To speed up the inference process on the validation set, the authors propose the batch shape strategy, whose principle is to ensure that the images within the same batch have the least number of pad pixels in the batch inference process and do not require all the images in the batch to have the same scale throughout the validation process.
It first sorts images according to their aspect ratio of the entire test or validation set, and then forms a batch of the sorted images based on the settings. At the same time, the batch shape of the current batch is calculated to prevent too many pad pixels. We focus on padding with the original aspect ratio but not padding the image to a perfect square.
image_shapes = []
for data_info in data_list:
image_shapes.append((data_info['width'], data_info['height']))
image_shapes = np.array(image_shapes, dtype=np.float64)
n = len(image_shapes) # number of images
batch_index = np.floor(np.arange(n) / self.batch_size).astype(
np.int) # batch index
number_of_batches = batch_index[-1] + 1 # number of batches
aspect_ratio = image_shapes[:, 1] / image_shapes[:, 0] # aspect ratio
irect = aspect_ratio.argsort()
data_list = [data_list[i] for i in irect]
aspect_ratio = aspect_ratio[irect]
# Set training image shapes
shapes = [[1, 1]] * number_of_batches
for i in range(number_of_batches):
aspect_ratio_index = aspect_ratio[batch_index == i]

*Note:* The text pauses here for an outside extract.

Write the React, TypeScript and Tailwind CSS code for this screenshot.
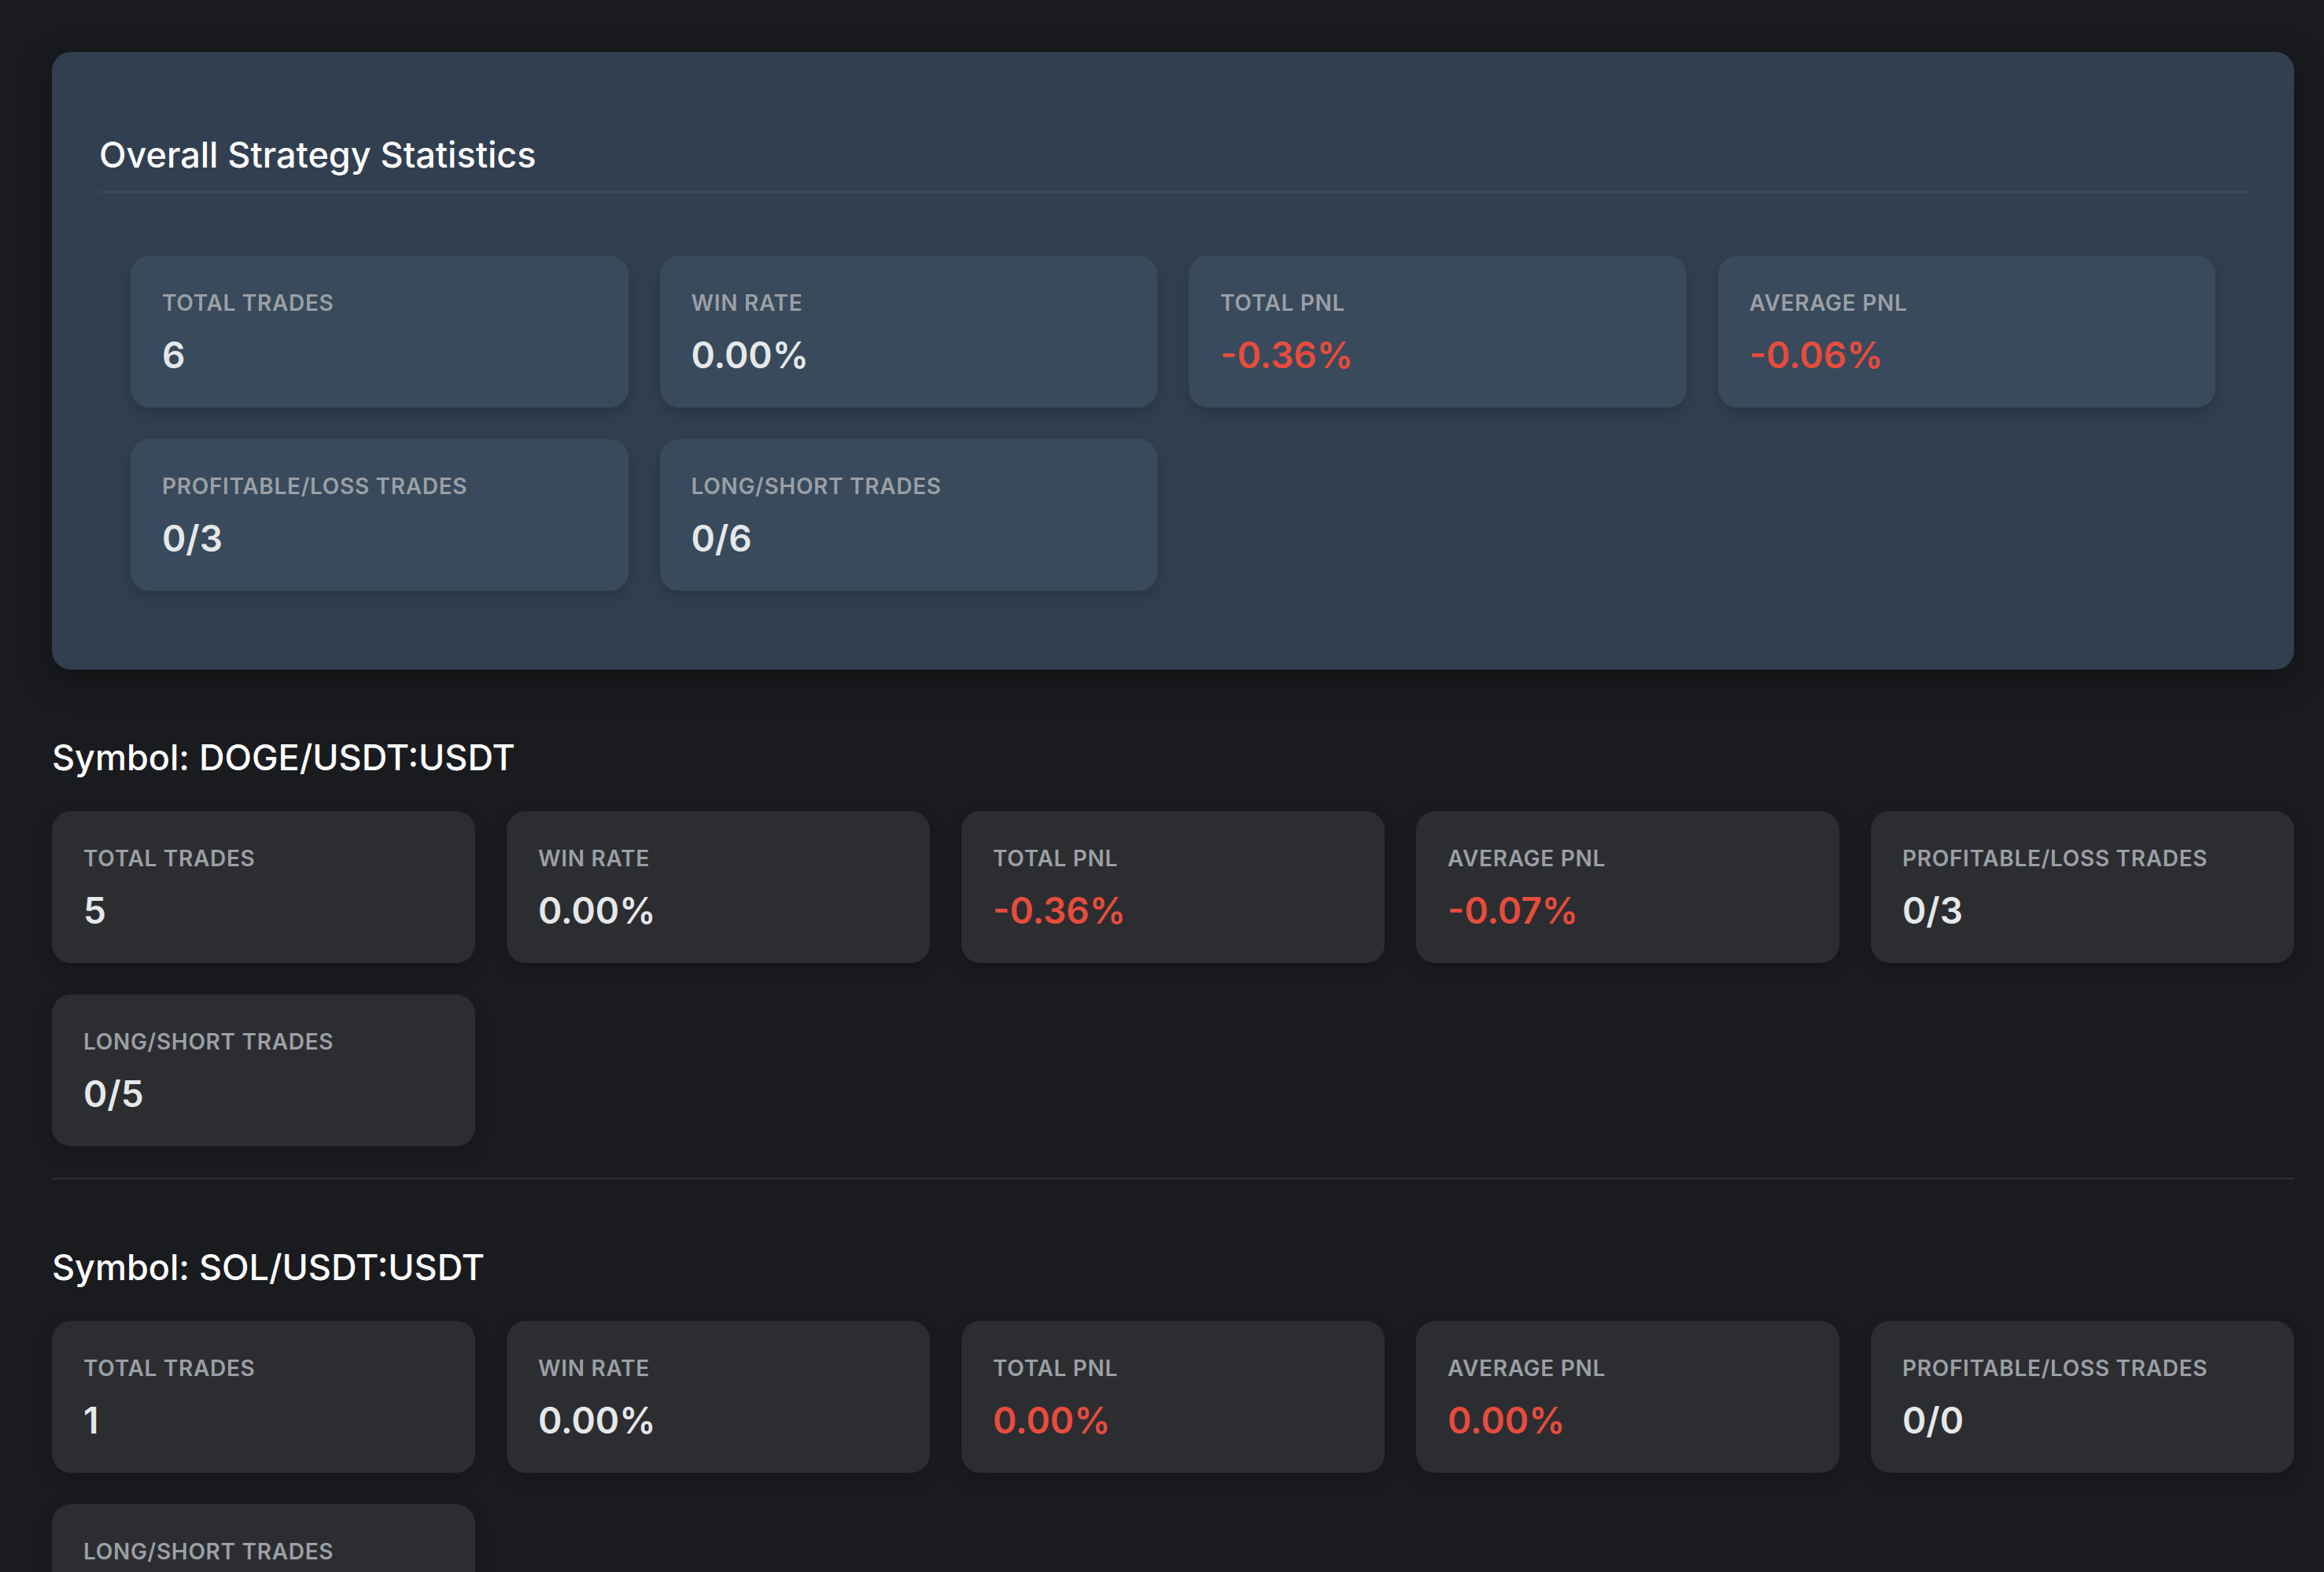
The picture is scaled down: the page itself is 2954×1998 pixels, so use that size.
import React from "react";

type Stat = {
  label: string;
  value: string;
  pnl?: boolean;
};

const overall: Stat[] = [
  { label: "Total Trades", value: "6" },
  { label: "Win Rate", value: "0.00%" },
  { label: "Total PNL", value: "-0.36%", pnl: true },
  { label: "Average PNL", value: "-0.06%", pnl: true },
  { label: "Profitable/Loss Trades", value: "0/3" },
  { label: "Long/Short Trades", value: "0/6" },
];

const symbols: { name: string; stats: Stat[] }[] = [
  {
    name: "DOGE/USDT:USDT",
    stats: [
      { label: "Total Trades", value: "5" },
      { label: "Win Rate", value: "0.00%" },
      { label: "Total PNL", value: "-0.36%", pnl: true },
      { label: "Average PNL", value: "-0.07%", pnl: true },
      { label: "Profitable/Loss Trades", value: "0/3" },
      { label: "Long/Short Trades", value: "0/5" },
    ],
  },
  {
    name: "SOL/USDT:USDT",
    stats: [
      { label: "Total Trades", value: "1" },
      { label: "Win Rate", value: "0.00%" },
      { label: "Total PNL", value: "0.00%", pnl: true },
      { label: "Average PNL", value: "0.00%", pnl: true },
      { label: "Profitable/Loss Trades", value: "0/0" },
      { label: "Long/Short Trades", value: "0/1" },
    ],
  },
];

const StatCard: React.FC<{ stat: Stat; dark?: boolean }> = ({ stat, dark }) => {
  return (
    <div
      className={
        dark
          ? "rounded-[24px] bg-[#2c2d31] px-10 pt-10 pb-9 shadow-[0_8px_20px_rgba(0,0,0,0.18)]"
          : "rounded-[24px] bg-[#384a5c] px-10 pt-10 pb-9 shadow-[0_8px_20px_rgba(0,0,0,0.18)]"
      }
    >
      <p className="text-[28px] leading-[40px] font-semibold uppercase tracking-wide text-[#9c9fa5]">
        {stat.label}
      </p>
      <p
        className={
          stat.pnl
            ? "mt-4 text-[46px] leading-[61px] font-semibold text-[#e74c3c]"
            : "mt-4 text-[46px] leading-[61px] font-semibold text-[#e6e7e9]"
        }
      >
        {stat.value}
      </p>
    </div>
  );
};

const App: React.FC = () => {
  return (
    <div className="min-h-screen bg-[#1a1b1e] pl-[66px] pr-[38px] pt-[66px] pb-[66px] font-['Inter','Noto_Sans',sans-serif] text-white">
      {/* OVERALL */}
      <section className="rounded-[24px] bg-[#323f50] px-[60px] pt-[100px] pb-[60px] shadow-[0_12px_40px_rgba(0,0,0,0.35)]">
        <h2 className="border-b-2 border-[#3b4b5e] pb-4 text-[45px] leading-[61px] font-medium text-white">
          Overall Strategy Statistics
        </h2>
        <div className="mt-10 grid grid-cols-4 gap-10 p-10">
          {overall.map((s) => (
            <StatCard key={s.label} stat={s} />
          ))}
        </div>
      </section>

      {/* PER SYMBOL */}
      {symbols.map((sym) => (
        <section
          key={sym.name}
          className="border-b-2 border-[#2e2f33] pt-[81px] pb-10"
        >
          <h3 className="mb-[38px] text-[45px] leading-[61px] font-medium text-white">
            Symbol: {sym.name}
          </h3>
          <div className="grid grid-cols-5 gap-10">
            {sym.stats.map((s) => (
              <StatCard key={s.label} stat={s} dark />
            ))}
          </div>
        </section>
      ))}
    </div>
  );
};

export default App;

min_index, max_index = aspect_ratio_index.min(
), aspect_ratio_index.max()
if max_index < 1:
shapes[i] = [max_index, 1]
elif min_index > 1:
shapes[i] = [1, 1 / min_index]
batch_shapes = np.ceil(
np.array(shapes) * self.img_size / self.size_divisor +
self.pad).astype(np.int) * self.size_divisor
for i, data_info in enumerate(data_list):
data_info['batch_shape'] = batch_shapes[batch_index[i]]
This article focuses on the principle of YOLOv5 and our implementation in MMYOLO in detail, hoping to help users understand the algorithm and the implementation process. At the same time, again, please note that since YOLOv5 itself is constantly being updated, this open-source library will also be continuously iterated. So please always check the latest version.